Sur les hauteurs du Languedoc, la vigne s’écoute avant de se cultiver. Chez Gérard Bertrand, le vin naît d’une observation patiente et d’une harmonie presque musicale entre la plante, le sol et les astres. Avec 980 hectares certifiés Demeter répartis sur 17 domaines, le vigneron a hissé la biodynamie au rang d’art total, faisant de cette philosophie un modèle de production à la fois scientifique, spirituel et visionnaire.
La biodynamie n’est pas ici un argument marketing : c’est une discipline du vivant. Elle repose sur la connaissance fine des cycles lunaires et planétaires, l’utilisation de préparations naturelles (bouse de corne, silice, tisanes de prêle, d’ortie ou de valériane), et la suppression absolue des intrants chimiques. Chaque geste s’ajuste aux rythmes de la nature. « Rien n’est standardisé », rappelle Gérard Bertrand. De la taille à la vendange, tout se décide selon la lecture du végétal, de la lumière et du ciel.
L’échelle de cette approche force le respect. Rares sont les vignerons capables de déployer une telle exigence sur près de mille hectares. Chaque domaine, autonome, fonctionne comme une microcosme relié à une coordination centrale. Sous la direction de Gilles de Baudus, référent biodynamie historique, cette organisation structure un ensemble pionnier où se croisent herboristerie, microbiologie et recherche agronomique. Les équipes produisent désormais leurs propres composts et préparations, dans un esprit de circularité absolue. Les sols sont aérés en douceur, parfois par traction animale, et enrichis de semences locales, dont certaines servent aussi à produire pain et bière : un écosystème cohérent et régénérateur.

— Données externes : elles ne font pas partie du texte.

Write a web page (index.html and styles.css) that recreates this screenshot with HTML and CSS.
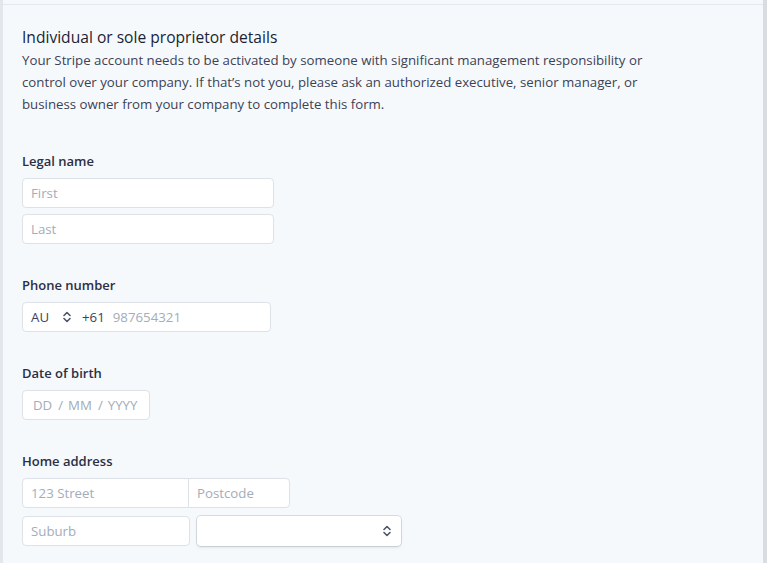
FILE: index.html
```html
<!DOCTYPE html>
<html>
<head>
<meta charset="utf-8">
<link rel="stylesheet" href="styles.css">
</head>
<body>
<div class="frame">
  <div class="panel">
    <h1 class="title">Individual or sole proprietor details</h1>
    <p class="intro">Your Stripe account needs to be activated by someone with significant management responsibility or control over your company. If that’s not you, please ask an authorized executive, senior manager, or business owner from your company to complete this form.</p>

    <section class="field">
      <div class="label">Legal name</div>
      <div class="stack">
        <div class="input w252"><span class="ph">First</span></div>
        <div class="input w252"><span class="ph">Last</span></div>
      </div>
    </section>

    <section class="field">
      <div class="label">Phone number</div>
      <div class="input w249 phone">
        <span class="val country">AU</span>
        <svg class="chev" width="8" height="12" viewBox="0 0 8 12"><path d="M1 4.5 L4 1.5 L7 4.5 M1 7.5 L4 10.5 L7 7.5" fill="none" stroke="#4f566b" stroke-width="1.6" stroke-linecap="round" stroke-linejoin="round"/></svg>
        <span class="val code">+61</span>
        <span class="ph">987654321</span>
      </div>
    </section>

    <section class="field">
      <div class="label">Date of birth</div>
      <div class="input w128 dob">
        <span class="ph">DD</span><span class="ph sep">/</span><span class="ph">MM</span><span class="ph sep">/</span><span class="ph">YYYY</span>
      </div>
    </section>

    <section class="field">
      <div class="label">Home address</div>
      <div class="stack addr">
        <div class="split">
          <div class="part street"><span class="ph">123 Street</span></div>
          <div class="part post"><span class="ph">Postcode</span></div>
        </div>
        <div class="row">
          <div class="input w168"><span class="ph">Suburb</span></div>
          <div class="select">
            <svg class="chev" width="8" height="12" viewBox="0 0 8 12"><path d="M1 4.5 L4 1.5 L7 4.5 M1 7.5 L4 10.5 L7 7.5" fill="none" stroke="#4f566b" stroke-width="1.6" stroke-linecap="round" stroke-linejoin="round"/></svg>
          </div>
        </div>
      </div>
    </section>
  </div>
</div>
</body>
</html>
```

FILE: styles.css
```css
* { box-sizing: border-box; }
html, body { margin: 0; padding: 0; }
body {
  background: #f6f9fc;
  font-family: "Open Sans", "Noto Sans", sans-serif;
  color: #3c4257;
  overflow: hidden;
}
.frame {
  height: 563px;
  border-left: 3px solid #e3e7ec;
  border-right: 4px solid #d9dde2;
  padding-top: 4px;
}
.panel {
  border-top: 1px solid #e3e8ee;
  padding: 20px 19px 0 19px;
}
.title {
  margin: 0;
  font-size: 15.6px;
  line-height: 24px;
  font-weight: 500;
  color: #1a1f36;
}
.intro {
  margin: 0;
  font-size: 13.25px;
  line-height: 22px;
  color: #3c4257;
  max-width: 650px;
}
.field { margin-top: 31px; }
.intro + .field { margin-top: 36px; }
.label {
  font-size: 13px;
  line-height: 20px;
  font-weight: 600;
  color: #2a2f45;
  margin-bottom: 7px;
}
.stack { display: flex; flex-direction: column; gap: 6px; }
.addr { gap: 8px; }
.input {
  height: 30px;
  background: #fff;
  border: 1px solid #dde2e8;
  border-radius: 4px;
  display: flex;
  align-items: center;
  padding: 0 8px;
  font-size: 13.25px;
}
.w252 { width: 252px; }
.w249 { width: 249px; }
.w128 { width: 128px; }
.w168 { width: 168px; }
.ph { color: #a3acb9; }
.val { color: #3c4257; }
.phone .country { margin-right: 14px; }
.phone .chev { margin-right: 11px; }
.phone .code { margin-right: 8px; }
.dob { padding-left: 10px; }
.dob .sep { margin: 0 5px 0 6px; }
.split {
  display: flex;
  width: 268px;
  height: 30px;
  background: #fff;
  border: 1px solid #dde2e8;
  border-radius: 4px;
  font-size: 13.25px;
}
.part { display: flex; align-items: center; padding: 0 8px; }
.street { width: 166px; border-right: 1px solid #dde2e8; }
.post { flex: 1; }
.row { display: flex; gap: 7px; }
.select {
  width: 204px;
  height: 30px;
  background: #fff;
  border-radius: 4px;
  box-shadow: 0 0 0 1px rgba(60,66,87,0.16), 0 2px 3px rgba(60,66,87,0.10);
  display: flex;
  align-items: center;
  justify-content: flex-end;
  padding-right: 10px;
}
```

Les résultats sont tangibles : des sols vivants, des racines plus profondes, des vignes résilientes. Abeilles, moutons, oiseaux et chauves-souris participent à cet équilibre : le vignoble devient un organisme complet, respirant, où le vivant sert le vivant. Ce modèle inspire déjà les grandes régions viticoles du monde, plaçant le Languedoc-Roussillon au centre d’une révolution agricole douce.
Dans la gamme, trois cuvées traduisent cette philosophie.
Cigalus Blanc 2023 (IGP Pays d’Oc), premier domaine converti dès 2002, mêle Chardonnay, Viognier et Sauvignon dans une harmonie beurrée et saline — un blanc de lumière, au prix public de 38 € TTC.
Château l’Hospitalet Grand Vin Rouge 2022 (AOC La Clape), assemblage Syrah, Mourvèdre et Grenache, incarne la mer et la garrigue : tanins soyeux, nez d’épices et de fraise, élevage de seize mois — 43 € TTC.
Enfin, Château de Villemajou Grand Vin 2022 (AOP Corbières-Boutenac), berceau familial, révèle le classicisme solaire du sud : Carignan, Grenache et Syrah y livrent un vin d’une profondeur rare (33,50 € TTC).
Chaque flacon exprime une idée-force : que le vin est un être vivant, fruit d’une écoute, d’une résonance. Vingt ans après la conversion de Cigalus, Gérard Bertrand apparaît comme le chef d’orchestre du vivant, transformant la biodynamie en acte de civilisation. Dans un monde où l’urgence écologique impose de nouvelles cohérences, il prouve que la beauté, l’équilibre et la rigueur peuvent cohabiter dans chaque verre.